What we did was create a few different brands and new companies and then put those products on eBay. We described those products as having been made with certain labor standards or environmental standards like fair trade, and we tested that messaging. If customers were willing to pay premiums, then you'd have to be less reliant on trading agreements enforcing those types of things.
The professor's name was Michael Hiscox and my name is Michael, so we started MM Goods. We had a coffee brand and a T-shirt brand. I first was interested in it as an academic sort of thing, and then I saw how much fun it was to actually create products, sell them and play with words to see how it impacts customer behavior.
12. What was an early job that taught you something important or useful?
I was the editorial chair of the Harvard Crimson, and I was in charge of the opinion section. A lot of the role of editorial chair was [dealing with] very strongly opinionated people who had very brilliant but very different perspectives -- and they were always confident they were right. That experience helped me learn how to put myself in someone else's shoes and see a debate or discussion from each perspective. A lot of times, differences of opinion just emanate from different of values.
13. What's the best advice you ever took?
It's not as good as you think, and it's not as bad as you think. Entrepreneurship is inherently a roller coaster and trying to keep your psyche as level as possible [is important]. You still want to celebrate the wins, and you're going to ride those lows invariably, but you have to be the one bringing people back to center. Wedded with that, is having a long-term perspective. The longer you look out, the less any up or down becomes a-make-or-break thing.
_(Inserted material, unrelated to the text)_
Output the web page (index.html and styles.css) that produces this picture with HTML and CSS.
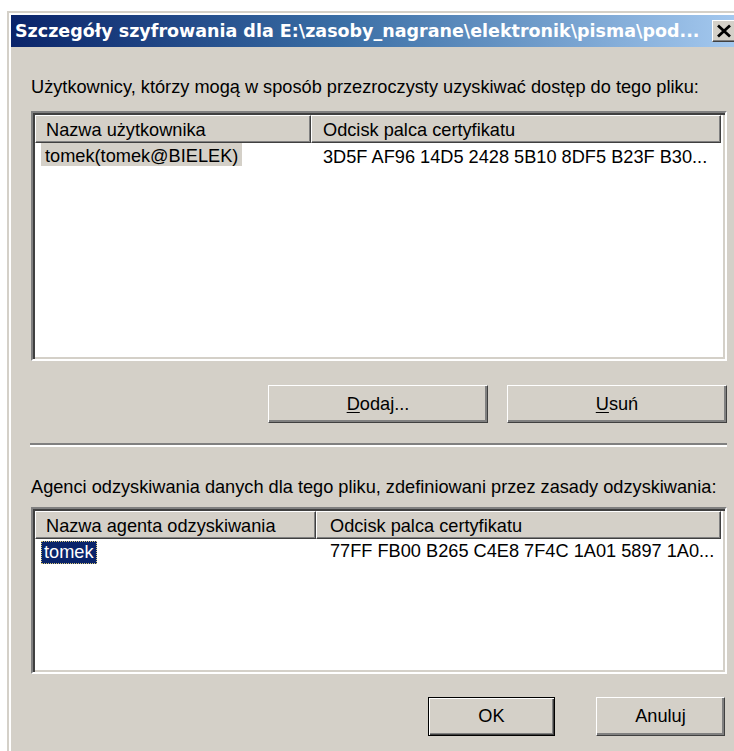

14. What's the worst piece of advice you ever got?
I ended up dropping out of business school. I finished law school, but it was probably one school too many [for me].
The best way to learn entrepreneurship is to do entrepreneurial things. I'm happy I had the experience I had grad school, but I think the relationship between that and the business success and entrepreneurial successes is much more divorced.
15. What's a productivity tip you swear by?
Don't be a slave to email.
16. Is there an app or tool you use in a surprising way to get things done or stay on track?
Slack. We've used it in a pretty innovative ways. We've actually built a little Slack bot that reports on information when you ask it questions. A lot of the data and information dissemination at FabFitFun occurs in Slack. For example, the metrics around how many new subscribers we have in a day, or what our marketing spend is.
17. What does work-life balance mean to you?
As an entrepreneur, you should really, really love your work. I don't think you can be very balanced when you're starting a company; if you want balance, don't start a company. When your company is a bit further along, you can start having more of a life outside of work.
18. How do you prevent burnout?
Sleep. It's one thing I try to not compromise on.
19. When you're faced with a creativity block, what's your strategy to get innovating?
Exercise is one way of stepping away, and vacation is another way. A maker's schedule and manager's schedule are different. When you're day to day in the office, you're forced into a manager schedule with a lot of things breaking up your time. A lot of synthesis happens when you step away from that.
20. What are you learning now?
I'm becoming a student of organizational structure and design. We're somewhere around 200 full-time employees right now. I think of this as our company's teenage years, where you don't quite have enough people to create several antonymous units. But how do you make the leap into that? It's really critical to a company that it can innovate and grow, and I'm trying to see how others have done it.